The corners of her mouth turned up in only a slight smile, but it was enough. It transformed her face and made him catch his breath. He wondered what she would look like if she really let go. Spectacular, he suspected.

“Same with washing your car. Works every time,” she said. “I’ll take my turn later in the week.”

“It’s no trouble. I’ve been taking care of them all summer.”

“So I’ve noticed,” she said drily. “When was the last time you deadheaded the petunias?”

“Uh, you’ve got me there.” Did she always have to be in charge? Be the one to give the orders? But her next words surprised him.

“We’ve got joint custody of the landscaping now, so I’ll do my share. How’s this for a division of labor—you water, I’ll weed. Deal?”

“Deal.” He considered holding out his hand to shake on the agreement but found himself reluctant to do so. He remembered how the softness of her palms against his that first day had electrified his nerve endings and then refused to fade away. Better not to touch her at all, no matter how casual the contact. Anyway, she’d probably take it as an insult, call it inappropriate conduct. She kept both her hands wrapped around her coffee mug as she rose from her seat. “Good. That’s settled. I’d better go. I have some things I need to research before office hours start.”

He considered taking the reference to office hours as an opening to talk about their working arrangements. The situation was awkward for all of them at the clinic right now, as most of the patients were on his schedule and there was little chance to discuss which of those patients would be least upset to be moved to her care, as the doctor in charge.

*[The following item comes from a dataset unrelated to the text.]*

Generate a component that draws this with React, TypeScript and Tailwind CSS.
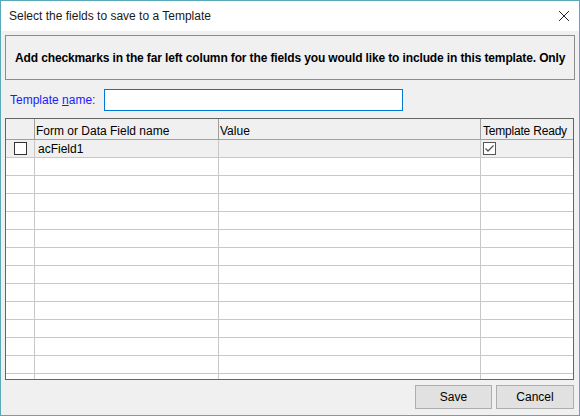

So over the past couple of days, he’d taken the established patients while Callie had dealt with the walk-ins. She’d spent the rest of her workday reviewing their procedure list, making notes on her laptop, discussing with Bonnie and Leola the changes they would like to see when the clinic was remodeled, and generally avoiding being alone with him.

This practice wasn’t as structured as the military. The chain of command was clear as mud. Outside of the mandatory guidelines and protocols the hospital imposed on them, they had to work out their own routine, and Zach preferred to do that in private. The sooner the better. He opened his mouth to start the ball rolling but he’d waited too long.

“I’ll see you at the clinic,” she said, her hand already on the screen door handle as another long, low peal of thunder rumbled out over the lake, fainter than before and even farther away, as she had predicted. “It will be a zoo today with the carpet cleaners in the waiting room and the electrical inspector coming at noon. We’ll have to keep a pretty strict schedule this morning to have room for him.”

“I don’t like to rush my patients,” he said. There was no way he was going to turn into a clock-watching corporate sawbones just because she wanted to clear the schedule over the noon hour.